---------- Stored data ----------

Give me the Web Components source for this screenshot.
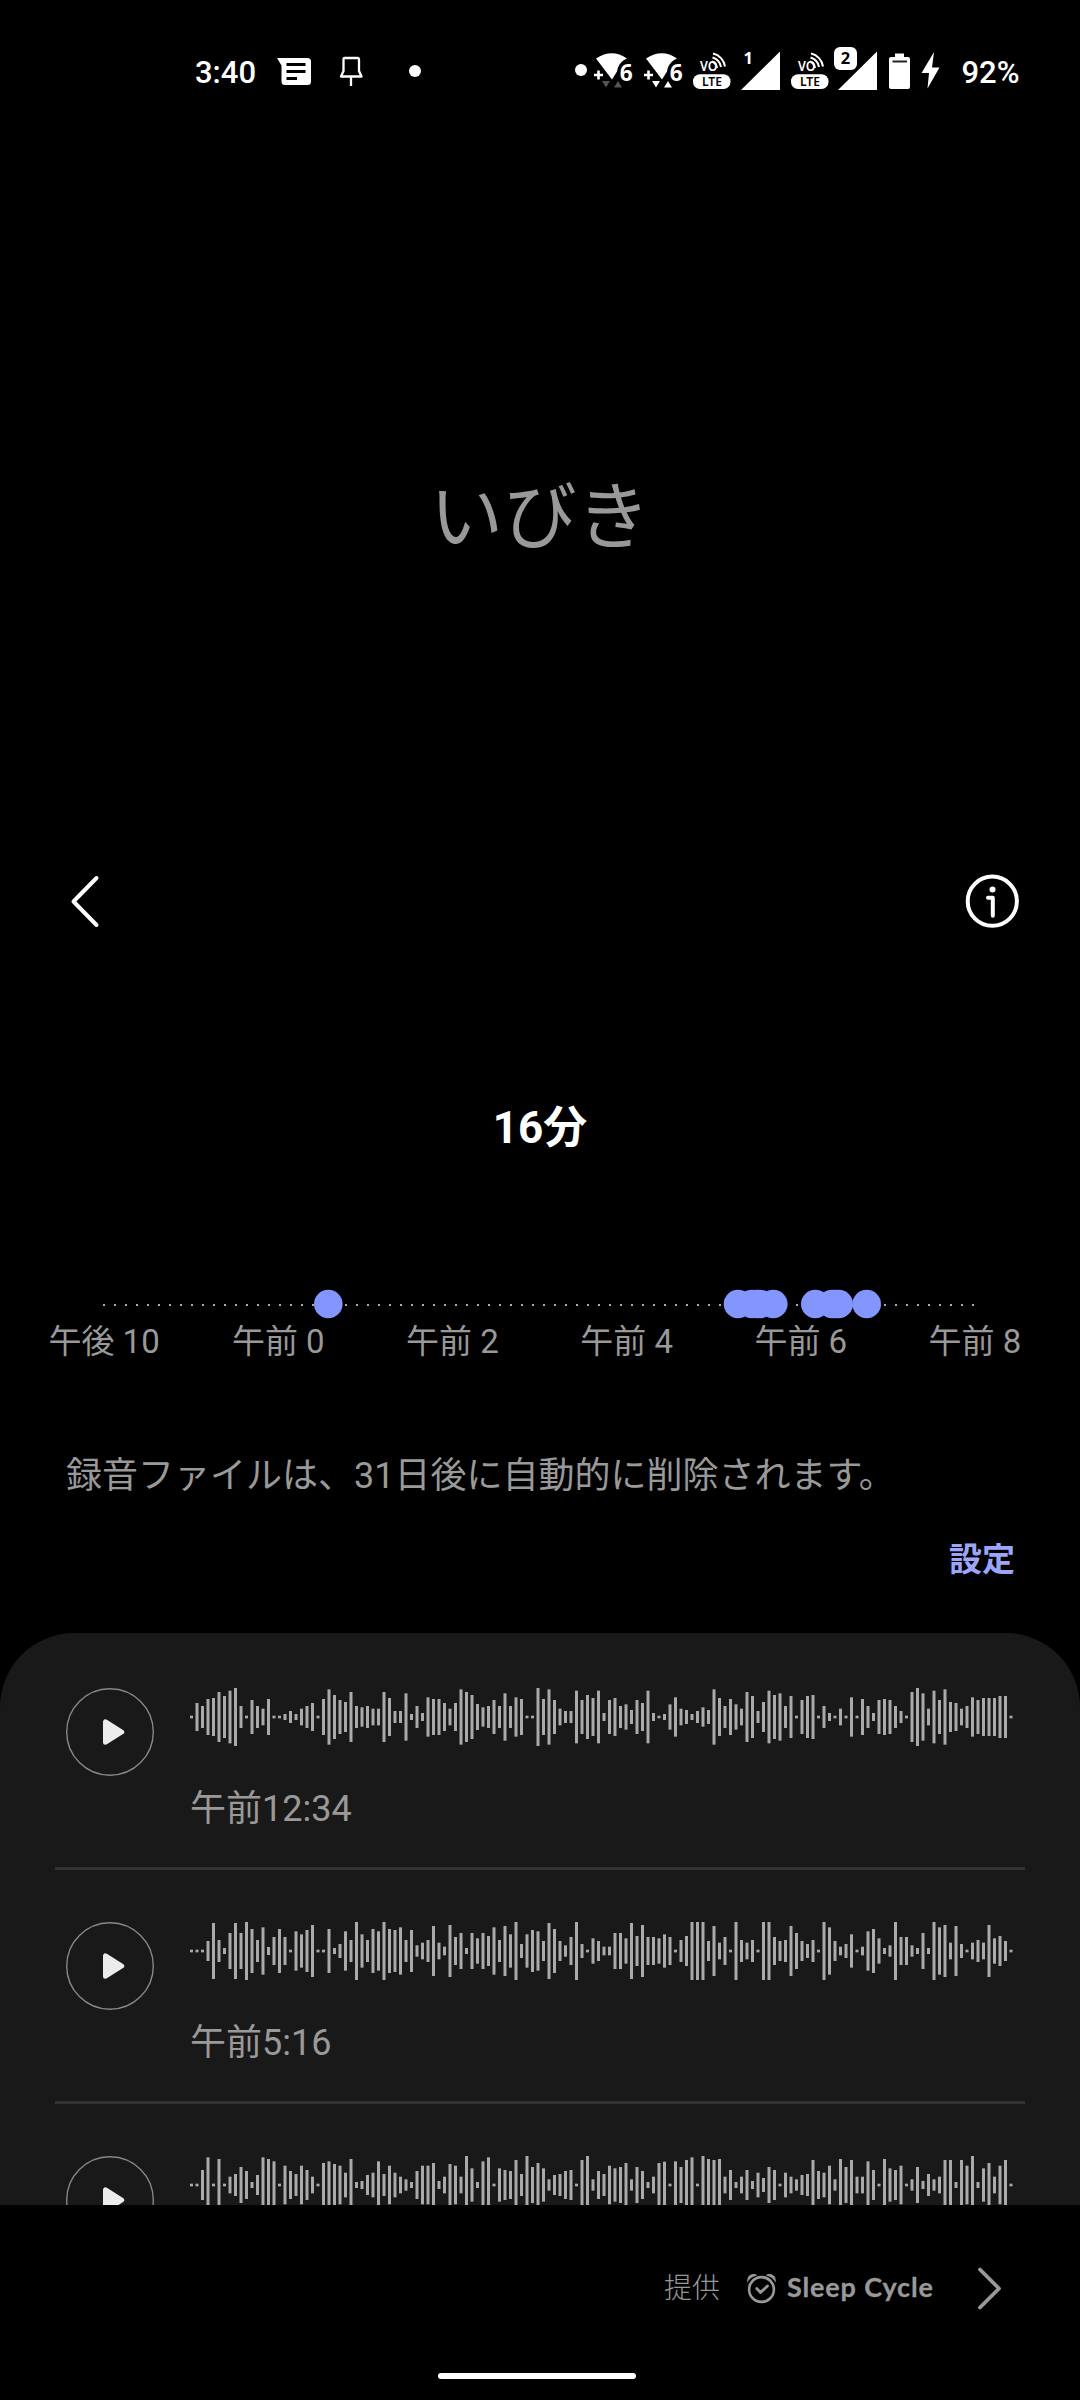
<!DOCTYPE html>
<html lang="ja">
<head>
<meta charset="utf-8">
<title>いびき</title>
<style>
html,body{margin:0;background:#000}
body{width:1080px;height:2400px;overflow:hidden;font-family:Roboto,"Noto Sans CJK JP",sans-serif;color:#999}
</style>
</head>
<body>
<snore-screen></snore-screen>
<script>
function define(name, html, setup) {
  customElements.define(name, class extends HTMLElement {
    connectedCallback() {
      if (this.shadowRoot) return;
      const t = document.createElement('template');
      t.innerHTML = html;
      this.attachShadow({ mode: 'open' }).append(t.content.cloneNode(true));
      if (setup) setup(this, this.shadowRoot);
    }
  });
}

/* Status bar: every glyph is a 60px-high tile laid side by side. */
const wifi = (x, c) => `<svg width="50" height="60" viewBox="${x} 40 50 60">
  <path fill="#fff" d="M${x + 6} 58.500Q${x + 22} 48 ${x + 37} 58.500L${x + 34} 60Q${x + 28} 64 ${x + 27} 71.500L${x + 22} 79.500Z"/>
  <path stroke="#fff" stroke-width="2.600" d="M${x + 4} 75H${x + 13}M${x + 8.5} 70.500V79.500"/>
  <path fill="${c}" d="M${x + 12} 81h8l-4 6.500zM${x + 24} 87.500h8l-4-6.500z"/>
  <text x="${x + 29.8}" y="80.500" font-size="23" font-weight="700" fill="#fff" font-family="Noto Sans" textLength="13" lengthAdjust="spacingAndGlyphs">6</text></svg>`;
const volte = x => `<svg width="44" height="60" viewBox="${x} 40 44 60">
  <text x="${x + 10}" y="71" font-size="14.500" font-weight="600" fill="#fff" font-family="Noto Sans" textLength="17.500" lengthAdjust="spacingAndGlyphs">VO</text>
  <g fill="none" stroke="#fff" stroke-width="2"><path d="M${x + 22} 61.500a8 8 0 0 1 5 6.500"/><path d="M${x + 22.5} 57.500a12 12 0 0 1 8.500 9.500"/><path d="M${x + 23} 53.500a15.500 15.500 0 0 1 12 13"/></g>
  <rect x="${x + 3}" y="74.300" width="37.500" height="14.700" rx="7" fill="#fff"/>
  <text x="${x + 12}" y="86.200" font-size="13" font-weight="600" fill="#000" font-family="Noto Sans" textLength="20" lengthAdjust="spacingAndGlyphs">LTE</text></svg>`;
define('status-bar', `<style>
:host{display:flex;box-sizing:border-box;height:100px;padding:40px 0 0 195px;color:#fff;font-size:31px;line-height:65px;font-weight:500;white-space:pre}
svg{display:block;flex:none}.t{width:75px}.gap{flex:0 0 110px}.p{margin-left:11.500px}
</style>
<span class="t">3:40</span>
<svg width="60" height="60" viewBox="270 40 60 60"><path fill="#fff" fill-rule="evenodd" d="M277 58H307.500Q311 58 311 61.500V81.500Q311 85 307.500 85H285Q281.500 85 281.500 81.500V65.500ZM286.500 63V66H305.500V63ZM286.500 70V73H305.500V70ZM286.500 77V80H297V77Z"/></svg>
<svg width="50" height="60" viewBox="330 40 50 60"><path fill="none" stroke="#fff" stroke-width="2.300" stroke-linejoin="round" d="M344.500 58H357.500Q359 58 359 60V71L361.500 76.500H341L343.500 71V60Q343.500 58 344.500 58ZM351 76.500V86"/></svg>
<svg width="60" height="60" viewBox="380 40 60 60"><circle cx="415" cy="71" r="6" fill="#fff"/></svg>
<span class="gap"></span>
<svg width="40" height="60" viewBox="550 40 40 60"><circle cx="581" cy="70" r="6" fill="#fff"/></svg>
${wifi(590, '#555')}${wifi(640, '#fff')}${volte(690)}
<svg width="54" height="60" viewBox="734 40 54 60"><path fill="#fff" d="M741 90L780 51.500V90Z"/><text x="743.500" y="64" font-size="16.500" font-weight="700" fill="#fff" font-family="Noto Sans">1</text></svg>
<svg width="2" height="60"></svg>${volte(788).replace('width="44"', 'width="42"').replace('40 44 60', '40 42 60').replace('viewBox="788', 'viewBox="790')}
<svg width="50" height="60" viewBox="832 40 50 60"><path fill="#fff" d="M838 90L877 51.500V90Z"/><rect x="833" y="46" width="25.500" height="25" rx="7" fill="#000"/><rect x="834" y="47" width="23" height="23" rx="6" fill="#fff"/><text x="840.800" y="64.300" font-size="16.500" font-weight="700" fill="#000" font-family="Noto Sans">2</text></svg>
<svg width="68" height="60" viewBox="882 40 68 60"><path fill="#fff" d="M895 53.500h9V57h4q2 0 2 2V87q0 2-2 2H891q-2 0-2-2V59q0-2 2-2h4Z"/><path stroke="#222" stroke-width="2" d="M892.500 61.500H907"/><path fill="#fff" d="M934 52L921.500 73H929L927.500 88.500L939.500 67.500H932Z"/></svg>
<span class="p">92%</span>`);

define('page-title', `<style>
:host{display:block;margin-top:369px;height:100px;line-height:99px;text-align:center;font-size:73.500px;font-weight:400}
</style><slot></slot>`);

define('tool-bar', `<style>
:host{display:flex;justify-content:space-between;align-items:center;height:100px;margin-top:282px;padding:0 57px 0 66px}
svg{display:block;fill:none;stroke:#fff;stroke-linecap:round;stroke-linejoin:round}
</style>
<svg width="40" height="60" viewBox="66 871 40 60"><path stroke-width="4" d="M96.500 878L73.500 901.500L96.500 925"/></svg>
<svg width="62" height="60" viewBox="961 871.300 62 60"><circle cx="992.300" cy="901.500" r="24.600" stroke-width="4"/><circle cx="992.500" cy="889.700" r="3" fill="#fff" stroke="none"/><path stroke-width="4" d="M988 898H992.800V916"/></svg>`);

define('total-time', `<style>
:host{display:block;margin-top:127px;height:100px;line-height:100px;text-align:center;font-size:44px;font-weight:700;color:#fff}
</style><slot></slot>`);

define('time-line', `<style>
:host{display:block;margin-top:106px;padding:0 18px 0 17px}
svg{display:block;margin-left:-17px}
div{display:grid;grid-template-columns:repeat(6,1fr);height:60px;line-height:60px;margin-top:-8px;text-align:center;font-size:33px;white-space:nowrap}
</style>
<svg width="1080" height="36" viewBox="0 1284 1080 36"></svg>
<div></div>`, (h, r) => {
  let s = '';
  for (let i = 0; i < 80; i++) s += `<rect x="${103 + 11 * i}" y="1304" width="2" height="2" fill="#aaa"/>`;
  for (const x of h.getAttribute('events').split(' ')) s += `<circle cx="${x}" cy="1304" r="14.300" fill="#8396ff"/>`;
  r.querySelector('svg').innerHTML = s;
  r.querySelector('div').innerHTML = h.getAttribute('labels').split(',').map(t => `<span>${t}</span>`).join('');
});

define('retention-note', `<style>
:host{display:block;padding:0 65px 0 66px;margin-top:74px}
p{margin:0;height:60px;line-height:60px;font-size:36px;white-space:nowrap}
a{display:block;margin-top:24px;height:60px;line-height:60px;text-align:right;font-size:33px;font-weight:700;color:#9ba5fb}
</style><p><slot></slot></p><a><slot name="action"></slot></a>`);

define('recording-list', `<style>
:host{display:block;box-sizing:border-box;height:572px;margin-top:43px;padding:3px 55px 0;overflow:hidden;background:#191919;border-radius:74px 74px 0 0}
</style><slot></slot>`);

/* Wave levels are half-heights in thirds of a pixel; 4 is a silent sample. */
define('recording-row', `<style>
:host{display:flex;box-sizing:border-box;height:234px;padding:52px 0 0 11px;border-bottom:3px solid #333}
svg{display:block;flex:none}
section{margin-left:36px}
p{margin:33px 0 0;height:60px;line-height:60px;font-size:36px}
</style>
<svg width="88" height="88" viewBox="0 0 88 88"><circle cx="44" cy="44" r="43.300" fill="none" stroke="#888" stroke-width="1.400"/><path fill="#ececec" stroke="#ececec" stroke-width="5" stroke-linejoin="round" d="M39.500 33.800V54.200L55.700 44Z"/></svg>
<section><svg class="w" width="823" height="58" viewBox="0 0 823 58"></svg><p><slot></slot></p></section>`, (h, r) => {
  r.querySelector('.w').innerHTML = h.getAttribute('wave').split(' ').map((v, i) =>
    `<rect x="${5.5 * i}" y="${(29 - v / 3).toFixed(2)}" width="3" height="${(v * 2 / 3).toFixed(2)}" fill="#aaa"/>`).join('');
});

define('provider-bar', `<style>
:host{display:flex;align-items:center;box-sizing:border-box;height:195px;padding:0 0 28px 664px;position:relative}
.b{font-size:28px;font-weight:300;line-height:60px;width:82px}
svg{display:block;flex:none}
.n{font:700 27px/60px Lato,sans-serif;letter-spacing:.85px;width:188px;margin-left:10px;margin-top:-3px;white-space:nowrap;-webkit-text-stroke:.3px #999}
i{position:absolute;left:438px;bottom:21px;width:198px;height:6px;border-radius:3px;background:#fff}
</style>
<span class="b">提供</span>
<svg width="31" height="32" viewBox="746 2272 31 32"><g fill="none" stroke="#999" stroke-linecap="round" stroke-linejoin="round"><circle cx="761.500" cy="2288.500" r="12.400" stroke-width="2.600"/><path stroke-width="2.800" d="M756.800 2287.500L760.500 2291.500L767.500 2285"/></g><path fill="#999" d="M747.200 2281.500Q746.500 2274 753 2273Q756 2272.700 757 2274.400Q750 2276 747.200 2281.500ZM775.800 2281.500Q776.500 2274 770 2273Q767 2272.700 766 2274.400Q773 2276 775.800 2281.500Z"/></svg>
<span class="n">Sleep Cycle</span>
<svg width="30" height="48" viewBox="974 2264 30 48"><path fill="none" stroke="#999" stroke-width="3.800" stroke-linecap="round" stroke-linejoin="round" d="M979 2268.500L998 2287.500L979 2306.500"/></svg>
<i></i>`);

define('snore-screen', `<style>:host{display:flex;flex-direction:column;width:1080px;height:2400px;background:#000}
:host>*{flex:none}</style>
<status-bar></status-bar>
<page-title>いびき</page-title>
<tool-bar></tool-bar>
<total-time>16分</total-time>
<time-line events="328.300 738 752 757 760 773.300 815.300 832 835 838.700 866.700" labels="午後 10,午前 0,午前 2,午前 4,午前 6,午前 8"></time-line>
<retention-note>録音ファイルは、31日後に自動的に削除されます。<span slot="action">設定</span></retention-note>
<recording-list>
<recording-row wave="4 42 33 54 57 75 63 79 87 33 4 51 33 25 54 4 4 9 18 9 25 33 42 4 54 83 66 51 45 75 33 29 33 25 25 75 57 18 18 71 9 33 12 59 54 54 42 25 42 83 75 66 39 29 33 51 33 71 33 59 54 4 4 87 54 83 51 25 18 18 79 51 66 57 79 12 51 57 33 38 21 51 42 79 12 4 9 38 59 25 21 9 18 29 21 83 57 33 54 38 25 75 63 18 45 79 66 71 33 63 4 51 63 66 4 33 12 4 25 4 59 4 54 33 12 51 54 51 33 18 4 75 87 71 25 79 51 83 45 42 25 33 59 51 57 57 57 63 63 4">午前12:34</recording-row>
<recording-row wave="4 4 4 30 84 33 9 54 84 54 87 66 33 71 12 42 66 42 4 59 50 63 78 4 4 66 9 21 59 33 87 50 33 66 59 87 66 63 71 33 63 17 25 33 75 25 13 78 42 54 9 54 38 54 45 71 33 75 50 87 21 50 63 59 30 84 66 30 17 42 87 21 4 38 30 13 13 54 54 38 84 45 78 42 42 38 50 42 4 33 45 87 87 87 30 75 25 42 4 87 33 25 33 4 87 87 42 30 33 75 54 30 21 33 4 87 71 30 13 21 50 4 13 59 66 38 9 17 87 42 42 17 9 54 9 87 71 78 25 75 21 4 25 33 25 78 38 45 30 4">午前5:16</recording-row>
<recording-row wave="4 4 45 83 4 78 4 25 33 54 42 9 30 83 78 71 4 58 42 33 58 45 25 4 66 71 63 58 37 78 9 12 30 37 71 33 58 37 25 17 9 42 58 58 66 12 25 63 58 25 87 50 9 71 83 4 50 45 42 75 33 87 54 66 50 17 30 33 42 45 4 75 87 17 42 33 58 50 54 66 17 54 42 9 25 66 70 4 71 54 75 83 4 87 78 75 78 25 45 9 25 45 12 37 21 54 45 4 37 25 17 30 33 75 42 37 58 17 78 54 75 25 25 71 45 4 78 50 45 58 4 17 54 12 33 17 25 75 75 9 75 58 87 9 50 66 25 58 75 4"></recording-row>
</recording-list>
<provider-bar></provider-bar>`);
</script>
</body>
</html>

----------

To be done: Your answer should be a single number: the count of lines in the data that include the word "this".

Written solution: 4